Ms Ferrar is discrete and professional. When I ask about the Prince of Wales’ relations with the Catholic Church, she remains tight lipped other than to point out that her former boss made a great sacrifice by re-arranging his wedding in 2005 so it would not clash with the funeral of John Paul II. 

“A lot of people would have forgiven him for not going, and I think that for me made a very great statement. Could others in the royal household have gone? Yes, they could. But he wanted to and he knew it was important for his future role,” she says.

Educated at Woldingham School, the University of Durham and Harvard Business School, Ms Ferrar credits her family, her faith, and upbringing in teaching her the importance of acting integrity, and trusting people.

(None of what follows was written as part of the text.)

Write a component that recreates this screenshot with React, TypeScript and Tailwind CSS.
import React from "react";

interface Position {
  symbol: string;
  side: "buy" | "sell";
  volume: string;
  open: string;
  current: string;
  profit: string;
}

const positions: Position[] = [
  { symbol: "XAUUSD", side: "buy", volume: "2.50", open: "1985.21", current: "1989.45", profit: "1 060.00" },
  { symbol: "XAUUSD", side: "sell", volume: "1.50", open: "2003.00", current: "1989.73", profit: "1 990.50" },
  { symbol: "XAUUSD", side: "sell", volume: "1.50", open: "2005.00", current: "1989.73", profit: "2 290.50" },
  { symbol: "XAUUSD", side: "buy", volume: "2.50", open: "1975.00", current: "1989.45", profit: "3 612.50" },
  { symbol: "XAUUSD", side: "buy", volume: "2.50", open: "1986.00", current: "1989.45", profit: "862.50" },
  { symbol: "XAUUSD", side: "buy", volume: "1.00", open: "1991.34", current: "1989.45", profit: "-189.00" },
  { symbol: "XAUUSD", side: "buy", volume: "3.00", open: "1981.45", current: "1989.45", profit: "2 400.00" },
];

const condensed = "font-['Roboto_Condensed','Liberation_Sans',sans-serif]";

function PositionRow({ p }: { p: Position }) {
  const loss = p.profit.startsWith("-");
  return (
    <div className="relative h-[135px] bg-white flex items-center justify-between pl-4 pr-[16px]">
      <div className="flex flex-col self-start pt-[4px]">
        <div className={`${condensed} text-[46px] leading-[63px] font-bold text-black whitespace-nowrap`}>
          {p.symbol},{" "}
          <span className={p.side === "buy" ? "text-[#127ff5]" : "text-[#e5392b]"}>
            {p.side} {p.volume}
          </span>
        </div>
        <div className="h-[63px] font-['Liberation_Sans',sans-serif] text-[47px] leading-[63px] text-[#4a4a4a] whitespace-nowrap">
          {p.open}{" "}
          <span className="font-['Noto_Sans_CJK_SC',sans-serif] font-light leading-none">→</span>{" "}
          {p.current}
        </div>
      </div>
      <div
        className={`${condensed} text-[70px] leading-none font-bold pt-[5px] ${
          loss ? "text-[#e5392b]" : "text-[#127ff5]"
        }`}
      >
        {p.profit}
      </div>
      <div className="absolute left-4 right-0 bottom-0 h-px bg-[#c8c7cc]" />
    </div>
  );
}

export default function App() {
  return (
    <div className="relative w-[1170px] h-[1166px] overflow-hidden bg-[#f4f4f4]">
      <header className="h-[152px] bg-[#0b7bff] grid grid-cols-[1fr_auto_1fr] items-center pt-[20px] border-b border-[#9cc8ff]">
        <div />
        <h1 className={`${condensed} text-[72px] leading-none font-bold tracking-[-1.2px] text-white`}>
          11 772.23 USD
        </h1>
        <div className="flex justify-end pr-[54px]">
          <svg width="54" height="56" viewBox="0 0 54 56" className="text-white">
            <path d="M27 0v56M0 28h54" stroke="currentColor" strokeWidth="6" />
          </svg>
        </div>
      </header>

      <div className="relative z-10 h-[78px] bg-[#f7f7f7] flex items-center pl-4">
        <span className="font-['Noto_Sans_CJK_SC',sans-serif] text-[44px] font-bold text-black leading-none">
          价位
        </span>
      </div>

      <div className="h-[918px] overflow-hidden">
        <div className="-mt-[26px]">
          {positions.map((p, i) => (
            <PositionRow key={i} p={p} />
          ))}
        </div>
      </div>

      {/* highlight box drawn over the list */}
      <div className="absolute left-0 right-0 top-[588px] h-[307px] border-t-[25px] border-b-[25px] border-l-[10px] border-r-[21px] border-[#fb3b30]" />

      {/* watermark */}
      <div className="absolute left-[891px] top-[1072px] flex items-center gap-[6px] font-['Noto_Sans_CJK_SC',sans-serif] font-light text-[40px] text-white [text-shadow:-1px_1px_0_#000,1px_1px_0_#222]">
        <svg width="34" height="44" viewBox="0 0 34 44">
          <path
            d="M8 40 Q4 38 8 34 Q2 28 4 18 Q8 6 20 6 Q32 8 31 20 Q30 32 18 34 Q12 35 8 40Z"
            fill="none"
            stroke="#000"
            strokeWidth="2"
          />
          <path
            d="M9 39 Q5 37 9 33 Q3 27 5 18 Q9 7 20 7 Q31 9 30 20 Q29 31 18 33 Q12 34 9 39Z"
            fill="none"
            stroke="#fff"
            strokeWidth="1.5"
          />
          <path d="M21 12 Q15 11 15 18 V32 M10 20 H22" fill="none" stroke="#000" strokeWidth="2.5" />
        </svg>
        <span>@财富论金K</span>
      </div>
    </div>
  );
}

“It was my parents, my upbringing and the nuns [at Woldingham]: what they taught me was firstly that word integrity. You have to tell the truth, you have to act with integrity, even if it costs you. Don’t bother getting up if you don’t do that,” she says.

“And the second thing is to trust people. Now I trust people beyond where I should sometimes, and have I been caught out? Yes. But I would rather lay my head on the pillow knowing I’d trusted somebody, and if they turn that trust round then so be it. You just cannot live without trusting people.”

To which Pope Francis is likely to say: “Amen.”